Michael Joseph M. Barrett (1943 – 17 July 2021), also known as Jo Jo Barrett, was an Irish Gaelic footballer and manager. He played for the Austin Stacks club and at senior level for the Kerry county team, before later serving as a club manager and, briefly, as manager of the Wexford county team.

Playing career
Born in Tralee, County Kerry, Barrett first came to Gaelic football prominence as a schoolboy with Tralee CBS. He first appeared on the inter-county scene during a two-year tenure with the Kerry minor team before winning an All-Ireland Under-21 Championship title in 1964. Barrett was just out of the minor grade when he made his senior debut during the 1961 Grounds' Tournament semi-final against Offaly.
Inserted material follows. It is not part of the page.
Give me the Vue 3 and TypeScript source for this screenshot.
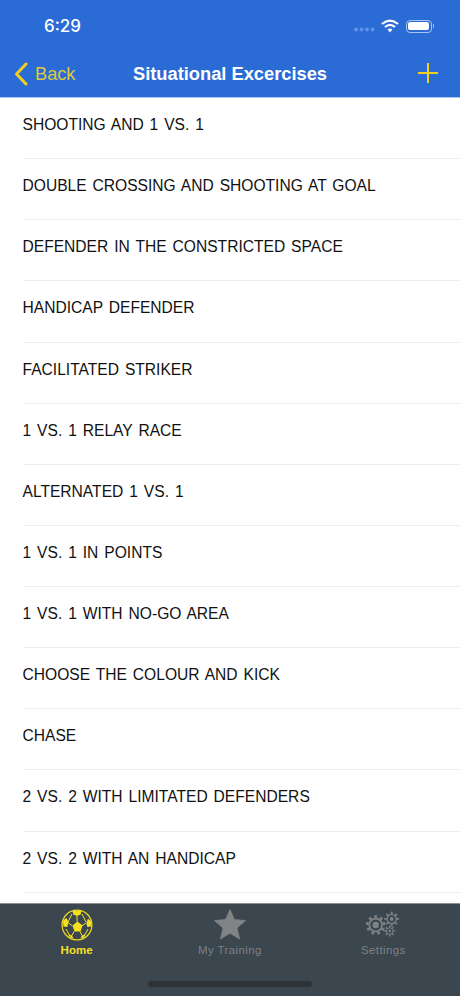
<script setup lang="ts">
const exercises: string[] = [
  'SHOOTING AND 1 VS. 1',
  'DOUBLE CROSSING AND SHOOTING AT GOAL',
  'DEFENDER IN THE CONSTRICTED SPACE',
  'HANDICAP DEFENDER',
  'FACILITATED STRIKER',
  '1 VS. 1 RELAY RACE',
  'ALTERNATED 1 VS. 1',
  '1 VS. 1 IN POINTS',
  '1 VS. 1 WITH NO-GO AREA',
  'CHOOSE THE COLOUR AND KICK',
  'CHASE',
  '2 VS. 2 WITH LIMITATED DEFENDERS',
  '2 VS. 2 WITH AN HANDICAP',
]

// gear teeth, drawn as short rotated bars
const teeth = (n: number): number[] => Array.from({ length: n }, (_, i) => (360 / n) * i)
</script>

<template>
  <div class="screen">
    <header class="header">
      <div class="status">
        <span class="time">6:29</span>
        <div class="status-icons">
          <svg class="dots" width="21" height="5" viewBox="0 0 21 5">
            <circle cx="2" cy="2.5" r="2" />
            <circle cx="7.5" cy="2.5" r="2" />
            <circle cx="13" cy="2.5" r="2" />
            <circle cx="18.5" cy="2.5" r="2" />
          </svg>
          <svg class="wifi" width="18" height="14" viewBox="0 0 18 14">
            <path d="M1 5 Q9 -1.8 17 5" fill="none" stroke="#fff" stroke-width="2.2" />
            <path d="M4 8 Q9 3.6 14 8" fill="none" stroke="#fff" stroke-width="2.2" />
            <path d="M6.6 10.4 Q9 8.4 11.4 10.4 L9 13.4 Z" fill="#fff" />
          </svg>
          <div class="battery">
            <div class="battery-fill"></div>
          </div>
          <div class="battery-cap"></div>
        </div>
      </div>
      <nav class="nav">
        <div class="back">
          <svg width="14" height="24" viewBox="0 0 14 24">
            <path d="M12 2 L2.5 12 L12 22" fill="none" stroke="#f2cf1d" stroke-width="3" stroke-linecap="round" stroke-linejoin="round" />
          </svg>
          <span>Back</span>
        </div>
        <span class="title">Situational Excercises</span>
        <svg class="plus" width="20" height="20" viewBox="0 0 20 20">
          <path d="M10 0 V20 M0 10 H20" stroke="#f2cf1d" stroke-width="2" />
        </svg>
      </nav>
    </header>

    <main class="list">
      <div v-for="item in exercises" :key="item" class="row">
        <span class="row-text">{{ item }}</span>
      </div>
    </main>

    <footer class="tabbar">
      <div class="tab active">
        <svg width="32" height="32" viewBox="0 0 32 32">
          <circle cx="16" cy="16" r="14.9" fill="none" stroke="#f5e020" stroke-width="1.2" />
          <path d="M16 12.5 V7 M11.5 17 L7.5 14 M20.5 17 L25 14 M13 22.5 L11 26.5 M19 22.5 L21 26.5 M11 5 L7 13 M21 5 L25 13 M5 20 L8.5 26.5 M27 20 L23.5 26.5" stroke="#f5e020" stroke-width="1" fill="none" />
          <polygon points="16.5,12.5 21.5,16.5 19.6,22.5 13.4,22.5 11.5,16.5" fill="#f5e020" />
          <polygon points="11.5,2 20.5,2 19.6,5.4 16,7 12.4,5.4" fill="#f5e020" />
          <polygon points="2,11.5 5.5,9 7.6,13.5 6.2,18 2.4,17.6" fill="#f5e020" />
          <polygon points="30,12 27,9.8 25.4,14 26.2,18 30,17.6" fill="#f5e020" />
          <polygon points="7.4,25.2 10.8,26.2 12.6,29.6 9.2,28.6" fill="#f5e020" />
          <polygon points="24.6,25.2 21.2,26.2 19.4,29.6 22.8,28.6" fill="#f5e020" />
        </svg>
        <span>Home</span>
      </div>
      <div class="tab">
        <svg width="32" height="32" viewBox="0 0 32 32">
          <polygon points="16,0.5 20.4,10.6 31.5,11.6 23,19 25.6,30 16,24.2 6.4,30 9,19 0.5,11.6 11.6,10.6" fill="#808487" stroke="#808487" stroke-width="0.8" stroke-linejoin="round" />
        </svg>
        <span>My Training</span>
      </div>
      <div class="tab">
        <svg width="34" height="32" viewBox="0 0 34 32" fill="none" stroke="#7e8386">
          <g transform="translate(9.7 16)">
            <rect v-for="a in teeth(9)" :key="a" x="-1.4" y="-9.8" width="2.8" height="2.6" fill="#7e8386" stroke="none" :transform="`rotate(${a})`" />
            <circle r="6.4" stroke-width="1.8" />
            <circle r="3.2" fill="#7e8386" stroke="none" />
          </g>
          <g transform="translate(25.7 10)">
            <rect v-for="a in teeth(8)" :key="a" x="-0.9" y="-7.4" width="1.8" height="2.2" fill="#7e8386" stroke="none" :transform="`rotate(${a})`" />
            <circle r="4.6" stroke-width="1.3" />
            <circle r="1.9" fill="#7e8386" stroke="none" />
          </g>
          <g transform="translate(23.7 22)">
            <rect v-for="a in teeth(8)" :key="a" x="-0.7" y="-5.5" width="1.4" height="1.8" fill="#7e8386" stroke="none" :transform="`rotate(${a})`" />
            <circle r="3.3" stroke-width="1" />
            <circle r="1.3" fill="#7e8386" stroke="none" />
          </g>
        </svg>
        <span>Settings</span>
      </div>
      <div class="home-indicator"></div>
    </footer>
  </div>
</template>

<style>
body {
  margin: 0;
}
</style>

<style scoped>
.screen {
  width: 460px;
  height: 996px;
  display: flex;
  flex-direction: column;
  overflow: hidden;
  background: #fff;
  font-family: "Liberation Sans", Arial, sans-serif;
}

.header {
  height: 98px;
  flex-shrink: 0;
  background: #2a6bd6;
  color: #fff;
  border-bottom: 1px solid #a9c6f0;
  box-sizing: border-box;
}

.status {
  height: 52px;
  display: flex;
  align-items: center;
  justify-content: space-between;
  padding: 0 26px 0 44px;
}

.time {
  font-size: 17px;
  font-weight: 500;
  font-family: Inter, "Liberation Sans", sans-serif;
}

.status-icons {
  display: flex;
  align-items: center;
}

.dots {
  fill: #5d92e6;
  margin: 6px 6px 0 2px;
}

.wifi {
  margin-right: 7px;
}

.battery {
  width: 26px;
  height: 13px;
  box-sizing: border-box;
  border: 1px solid #a7c3ef;
  border-radius: 4px;
  padding: 1.5px;
}

.battery-fill {
  height: 100%;
  background: #fff;
  border-radius: 2px;
}

.battery-cap {
  width: 1.5px;
  height: 4px;
  margin-left: 1px;
  background: #a7c3ef;
  border-radius: 0 1px 1px 0;
}

.nav {
  height: 42px;
  display: flex;
  align-items: center;
  justify-content: space-between;
  padding: 0 22px 0 14px;
  position: relative;
}

.back {
  display: flex;
  align-items: center;
  gap: 7px;
  color: #dfc93a;
  font-size: 18.2px;
  padding-top: 2px;
}

.title {
  position: absolute;
  left: 0;
  right: 0;
  top: 11px;
  text-align: center;
  font-size: 18.3px;
  font-weight: 700;
}

.list {
  flex: 1;
  min-height: 0;
  overflow: hidden;
}

.row {
  height: 61.14px;
  box-sizing: border-box;
  margin-left: 23px;
  padding-top: 18px;
  border-bottom: 1px solid #ececec;
}

.row-text {
  font-size: 15.6px;
  line-height: 18px;
  display: block;
  margin-left: -0.5px;
  word-spacing: 1.6px;
  color: #111;
}

.tabbar {
  height: 93px;
  flex-shrink: 0;
  background: #3b464e;
  border-top: 1px solid #8a8f92;
  box-sizing: border-box;
  display: grid;
  grid-template-columns: repeat(3, 1fr);
  position: relative;
}

.tab {
  display: flex;
  flex-direction: column;
  align-items: center;
  height: 60px;
  padding-top: 5px;
  box-sizing: border-box;
  color: #7c8184;
  font-size: 11.5px;
  font-weight: 500;
  letter-spacing: 0.4px;
}

.tab svg {
  flex-shrink: 0;
}

.tab span {
  margin-top: 3px;
}

.tab.active {
  color: #f5e020;
  font-weight: 700;
  letter-spacing: 0.1px;
}

.home-indicator {
  position: absolute;
  left: 148px;
  bottom: 9px;
  width: 164px;
  height: 6px;
  border-radius: 3px;
  background: #2f3235;
}
</style>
He was just 19-years-old when he came on as a substitute in Kerry's 1962 All-Ireland final defeat of Roscommon. Barrett subsequently won a National League title and was part of four Munster Championship-winning teams. He experienced club success in the twilight of his career, winning County Championship titles with Austin Stacks.

Management career
After retiring from club football, Barrett immediately took over the management of the Austin Stacks club and guided the team to the 1977 All-Ireland Club Championship title. He later steered Clara to a first Offaly County Championship title in 27 years. Barrett's tenure as manager of the Wexford senior football team ended in controversial circumstances when he received a two-year suspension by the GAA's Games Administration Committee for striking referee Mick Curley at the conclusion of their National League match against Cavan.

Personal life and death
Barrett was the son of six-time All-Ireland-winner Joe Barrett. After a spell in the United States working as a barman, labourer and house painter, he returned in 1989 to work as a journalist in Dublin. Barrett died at his home in Barrow, Ardfert, County Kerry on 17 July 2021.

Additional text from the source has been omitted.